## Problem statement
Repeat, exactly as written, every line from the one holding "Generate a component" through the one holding "string; checked?: boolean". Leave out all other lines.
====================
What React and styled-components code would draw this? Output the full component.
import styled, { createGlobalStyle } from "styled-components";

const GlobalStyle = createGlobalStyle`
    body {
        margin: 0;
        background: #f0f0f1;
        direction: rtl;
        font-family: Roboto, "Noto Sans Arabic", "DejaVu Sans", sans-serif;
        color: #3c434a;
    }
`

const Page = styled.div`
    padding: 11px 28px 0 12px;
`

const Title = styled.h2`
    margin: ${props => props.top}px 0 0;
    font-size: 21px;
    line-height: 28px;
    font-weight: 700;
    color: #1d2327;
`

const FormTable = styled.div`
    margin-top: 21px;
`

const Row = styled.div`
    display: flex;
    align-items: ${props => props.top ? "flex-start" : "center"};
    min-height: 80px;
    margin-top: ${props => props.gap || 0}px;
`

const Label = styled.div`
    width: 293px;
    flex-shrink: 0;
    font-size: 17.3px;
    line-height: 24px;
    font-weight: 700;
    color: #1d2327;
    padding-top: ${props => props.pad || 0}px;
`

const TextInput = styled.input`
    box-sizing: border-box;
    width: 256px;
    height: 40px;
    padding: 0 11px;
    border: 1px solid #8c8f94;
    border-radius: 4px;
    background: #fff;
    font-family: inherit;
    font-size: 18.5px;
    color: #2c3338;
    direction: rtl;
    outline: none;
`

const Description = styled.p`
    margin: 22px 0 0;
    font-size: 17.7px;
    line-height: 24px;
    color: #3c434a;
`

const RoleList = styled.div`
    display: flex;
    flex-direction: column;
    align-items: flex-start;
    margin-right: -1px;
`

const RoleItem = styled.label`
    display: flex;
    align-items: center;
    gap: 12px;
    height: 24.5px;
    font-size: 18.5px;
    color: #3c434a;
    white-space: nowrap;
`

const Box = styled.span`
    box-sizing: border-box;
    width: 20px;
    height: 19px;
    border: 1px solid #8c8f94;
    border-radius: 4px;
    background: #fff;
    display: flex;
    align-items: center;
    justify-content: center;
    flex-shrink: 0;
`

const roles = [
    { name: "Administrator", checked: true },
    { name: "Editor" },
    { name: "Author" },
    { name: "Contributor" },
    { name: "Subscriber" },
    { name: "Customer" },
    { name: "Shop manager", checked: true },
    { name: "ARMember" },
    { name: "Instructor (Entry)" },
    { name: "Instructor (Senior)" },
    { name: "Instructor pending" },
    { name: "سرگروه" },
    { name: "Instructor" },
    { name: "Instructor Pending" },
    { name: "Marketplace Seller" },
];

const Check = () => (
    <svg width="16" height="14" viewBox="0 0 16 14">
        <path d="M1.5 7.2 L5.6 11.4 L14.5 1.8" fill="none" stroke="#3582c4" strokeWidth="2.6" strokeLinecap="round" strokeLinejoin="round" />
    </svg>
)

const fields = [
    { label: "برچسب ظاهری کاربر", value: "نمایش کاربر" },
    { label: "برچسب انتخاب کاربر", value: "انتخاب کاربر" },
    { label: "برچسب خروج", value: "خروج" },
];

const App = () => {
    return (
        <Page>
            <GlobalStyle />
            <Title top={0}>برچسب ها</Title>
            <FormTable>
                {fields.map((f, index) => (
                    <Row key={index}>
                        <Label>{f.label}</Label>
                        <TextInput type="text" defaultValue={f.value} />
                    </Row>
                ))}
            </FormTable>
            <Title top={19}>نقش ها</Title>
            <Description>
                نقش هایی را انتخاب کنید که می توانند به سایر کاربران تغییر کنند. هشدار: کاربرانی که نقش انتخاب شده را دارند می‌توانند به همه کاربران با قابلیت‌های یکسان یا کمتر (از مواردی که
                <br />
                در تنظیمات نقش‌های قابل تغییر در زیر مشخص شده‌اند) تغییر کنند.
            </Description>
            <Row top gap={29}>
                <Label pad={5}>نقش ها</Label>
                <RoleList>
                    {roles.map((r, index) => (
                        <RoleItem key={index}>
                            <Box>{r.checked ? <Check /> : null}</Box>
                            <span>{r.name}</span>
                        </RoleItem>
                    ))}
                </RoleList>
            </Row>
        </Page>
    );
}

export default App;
====================
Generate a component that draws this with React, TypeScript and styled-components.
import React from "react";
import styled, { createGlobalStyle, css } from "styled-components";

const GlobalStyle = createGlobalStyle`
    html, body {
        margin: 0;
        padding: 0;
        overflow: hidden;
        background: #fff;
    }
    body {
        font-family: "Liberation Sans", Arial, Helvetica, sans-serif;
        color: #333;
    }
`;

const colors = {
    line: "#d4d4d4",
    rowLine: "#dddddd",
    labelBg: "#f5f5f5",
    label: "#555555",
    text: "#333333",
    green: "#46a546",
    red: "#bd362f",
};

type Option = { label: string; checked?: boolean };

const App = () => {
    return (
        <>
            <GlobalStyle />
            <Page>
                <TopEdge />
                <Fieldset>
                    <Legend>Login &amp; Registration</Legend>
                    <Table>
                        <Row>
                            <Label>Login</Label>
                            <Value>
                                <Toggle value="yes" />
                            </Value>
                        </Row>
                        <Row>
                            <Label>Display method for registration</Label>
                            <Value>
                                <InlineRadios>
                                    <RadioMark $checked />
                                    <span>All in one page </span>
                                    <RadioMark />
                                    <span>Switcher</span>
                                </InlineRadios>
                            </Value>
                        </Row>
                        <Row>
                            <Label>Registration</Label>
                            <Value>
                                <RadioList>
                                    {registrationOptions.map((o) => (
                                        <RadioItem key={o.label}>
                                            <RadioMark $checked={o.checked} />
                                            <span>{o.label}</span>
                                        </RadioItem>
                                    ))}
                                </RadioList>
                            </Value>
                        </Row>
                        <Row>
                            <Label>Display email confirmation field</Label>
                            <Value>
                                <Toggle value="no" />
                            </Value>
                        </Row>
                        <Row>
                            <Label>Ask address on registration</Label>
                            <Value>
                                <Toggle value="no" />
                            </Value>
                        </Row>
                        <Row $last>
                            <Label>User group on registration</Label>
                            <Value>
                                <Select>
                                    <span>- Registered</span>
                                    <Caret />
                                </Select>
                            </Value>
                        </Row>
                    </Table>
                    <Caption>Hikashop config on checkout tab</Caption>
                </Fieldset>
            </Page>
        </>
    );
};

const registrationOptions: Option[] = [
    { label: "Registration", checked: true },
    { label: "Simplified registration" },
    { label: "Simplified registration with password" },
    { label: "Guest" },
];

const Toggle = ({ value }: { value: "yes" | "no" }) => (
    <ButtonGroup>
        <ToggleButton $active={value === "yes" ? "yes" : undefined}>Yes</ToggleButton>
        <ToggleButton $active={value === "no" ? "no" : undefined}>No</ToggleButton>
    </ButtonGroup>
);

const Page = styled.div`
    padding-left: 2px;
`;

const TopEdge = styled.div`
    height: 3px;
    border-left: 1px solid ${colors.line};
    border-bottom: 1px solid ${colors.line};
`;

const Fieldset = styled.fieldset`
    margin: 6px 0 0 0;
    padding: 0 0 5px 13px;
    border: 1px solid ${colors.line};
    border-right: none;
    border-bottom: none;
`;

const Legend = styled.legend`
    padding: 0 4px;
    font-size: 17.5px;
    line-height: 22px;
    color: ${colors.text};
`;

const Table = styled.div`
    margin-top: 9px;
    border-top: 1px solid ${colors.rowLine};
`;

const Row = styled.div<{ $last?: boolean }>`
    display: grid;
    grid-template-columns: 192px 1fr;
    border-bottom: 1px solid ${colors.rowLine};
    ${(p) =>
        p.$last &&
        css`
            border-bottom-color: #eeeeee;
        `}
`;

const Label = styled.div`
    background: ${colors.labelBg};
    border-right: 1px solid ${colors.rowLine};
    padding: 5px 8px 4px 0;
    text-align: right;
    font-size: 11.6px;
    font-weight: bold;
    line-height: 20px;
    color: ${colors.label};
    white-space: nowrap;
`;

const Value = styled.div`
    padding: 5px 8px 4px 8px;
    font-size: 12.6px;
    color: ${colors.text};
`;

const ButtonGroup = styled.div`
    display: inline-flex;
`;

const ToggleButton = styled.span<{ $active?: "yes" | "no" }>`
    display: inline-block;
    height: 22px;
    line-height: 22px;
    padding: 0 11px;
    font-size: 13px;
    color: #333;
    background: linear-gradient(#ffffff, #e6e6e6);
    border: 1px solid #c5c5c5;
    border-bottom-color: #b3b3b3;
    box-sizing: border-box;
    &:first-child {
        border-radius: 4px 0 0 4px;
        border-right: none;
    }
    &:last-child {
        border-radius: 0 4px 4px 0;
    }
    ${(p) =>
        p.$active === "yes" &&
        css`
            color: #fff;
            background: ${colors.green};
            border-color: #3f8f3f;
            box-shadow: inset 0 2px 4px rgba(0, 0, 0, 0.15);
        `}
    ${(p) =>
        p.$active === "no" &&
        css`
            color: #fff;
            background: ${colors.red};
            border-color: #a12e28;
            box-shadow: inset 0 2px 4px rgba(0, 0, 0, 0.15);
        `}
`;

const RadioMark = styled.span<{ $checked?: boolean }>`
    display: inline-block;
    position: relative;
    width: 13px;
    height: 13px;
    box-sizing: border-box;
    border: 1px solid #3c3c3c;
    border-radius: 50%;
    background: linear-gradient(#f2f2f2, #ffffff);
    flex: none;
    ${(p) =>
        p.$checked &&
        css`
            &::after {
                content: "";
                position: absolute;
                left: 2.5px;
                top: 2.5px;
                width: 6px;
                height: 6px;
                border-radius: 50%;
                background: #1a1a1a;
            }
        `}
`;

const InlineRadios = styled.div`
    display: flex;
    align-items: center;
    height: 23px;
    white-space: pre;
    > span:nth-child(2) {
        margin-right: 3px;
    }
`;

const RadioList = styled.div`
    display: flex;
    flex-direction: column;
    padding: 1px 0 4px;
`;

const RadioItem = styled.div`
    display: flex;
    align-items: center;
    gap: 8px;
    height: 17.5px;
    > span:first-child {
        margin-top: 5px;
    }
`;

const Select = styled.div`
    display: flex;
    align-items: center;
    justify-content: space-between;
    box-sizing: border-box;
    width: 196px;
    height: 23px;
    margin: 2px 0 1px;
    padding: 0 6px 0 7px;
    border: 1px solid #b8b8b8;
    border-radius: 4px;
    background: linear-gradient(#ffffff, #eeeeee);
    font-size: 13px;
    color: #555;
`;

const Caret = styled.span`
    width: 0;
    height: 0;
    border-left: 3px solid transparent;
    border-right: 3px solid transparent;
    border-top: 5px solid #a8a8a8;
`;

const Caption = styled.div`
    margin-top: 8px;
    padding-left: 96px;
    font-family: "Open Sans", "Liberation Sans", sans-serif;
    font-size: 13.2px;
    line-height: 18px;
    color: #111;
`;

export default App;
====================
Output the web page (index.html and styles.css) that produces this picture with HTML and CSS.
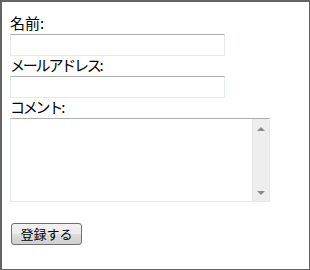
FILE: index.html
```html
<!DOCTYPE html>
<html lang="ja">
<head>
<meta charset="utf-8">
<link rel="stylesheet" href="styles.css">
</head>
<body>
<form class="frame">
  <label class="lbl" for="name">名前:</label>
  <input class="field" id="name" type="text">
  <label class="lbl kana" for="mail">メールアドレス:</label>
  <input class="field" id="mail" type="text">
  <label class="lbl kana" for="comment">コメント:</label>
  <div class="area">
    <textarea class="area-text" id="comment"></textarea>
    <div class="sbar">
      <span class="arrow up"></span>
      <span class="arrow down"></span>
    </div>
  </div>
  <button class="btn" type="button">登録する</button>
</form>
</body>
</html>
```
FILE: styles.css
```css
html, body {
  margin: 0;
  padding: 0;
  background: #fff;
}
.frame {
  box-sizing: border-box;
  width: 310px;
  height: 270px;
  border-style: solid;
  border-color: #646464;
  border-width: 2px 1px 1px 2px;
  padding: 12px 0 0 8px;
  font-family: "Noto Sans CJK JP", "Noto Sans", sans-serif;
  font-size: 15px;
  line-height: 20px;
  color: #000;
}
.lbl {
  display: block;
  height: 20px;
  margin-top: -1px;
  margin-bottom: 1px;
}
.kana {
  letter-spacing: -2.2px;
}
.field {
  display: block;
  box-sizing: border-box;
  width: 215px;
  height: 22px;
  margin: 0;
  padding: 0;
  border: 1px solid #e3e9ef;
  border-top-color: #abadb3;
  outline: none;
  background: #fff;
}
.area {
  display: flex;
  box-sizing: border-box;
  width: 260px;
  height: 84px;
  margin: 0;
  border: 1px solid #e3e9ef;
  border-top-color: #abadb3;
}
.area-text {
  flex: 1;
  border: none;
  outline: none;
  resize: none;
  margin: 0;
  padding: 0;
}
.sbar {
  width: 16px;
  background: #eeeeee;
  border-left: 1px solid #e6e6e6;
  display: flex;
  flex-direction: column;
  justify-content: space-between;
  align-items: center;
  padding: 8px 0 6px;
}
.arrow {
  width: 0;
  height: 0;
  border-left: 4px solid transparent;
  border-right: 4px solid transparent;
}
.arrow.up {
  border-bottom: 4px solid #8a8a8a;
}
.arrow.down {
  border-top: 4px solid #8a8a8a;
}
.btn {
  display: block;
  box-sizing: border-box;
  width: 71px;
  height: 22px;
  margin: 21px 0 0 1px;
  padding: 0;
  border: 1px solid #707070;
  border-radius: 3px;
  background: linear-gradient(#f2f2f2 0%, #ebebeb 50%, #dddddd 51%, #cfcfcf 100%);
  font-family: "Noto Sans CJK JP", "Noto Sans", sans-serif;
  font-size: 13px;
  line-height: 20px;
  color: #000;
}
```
====================
## Result for this task
Generate a component that draws this with React, TypeScript and styled-components.
import React from "react";
import styled, { createGlobalStyle, css } from "styled-components";

const GlobalStyle = createGlobalStyle`
    html, body {
        margin: 0;
        padding: 0;
        overflow: hidden;
        background: #fff;
    }
    body {
        font-family: "Liberation Sans", Arial, Helvetica, sans-serif;
        color: #333;
    }
`;

const colors = {
    line: "#d4d4d4",
    rowLine: "#dddddd",
    labelBg: "#f5f5f5",
    label: "#555555",
    text: "#333333",
    green: "#46a546",
    red: "#bd362f",
};

type Option = { label: string; checked?: boolean };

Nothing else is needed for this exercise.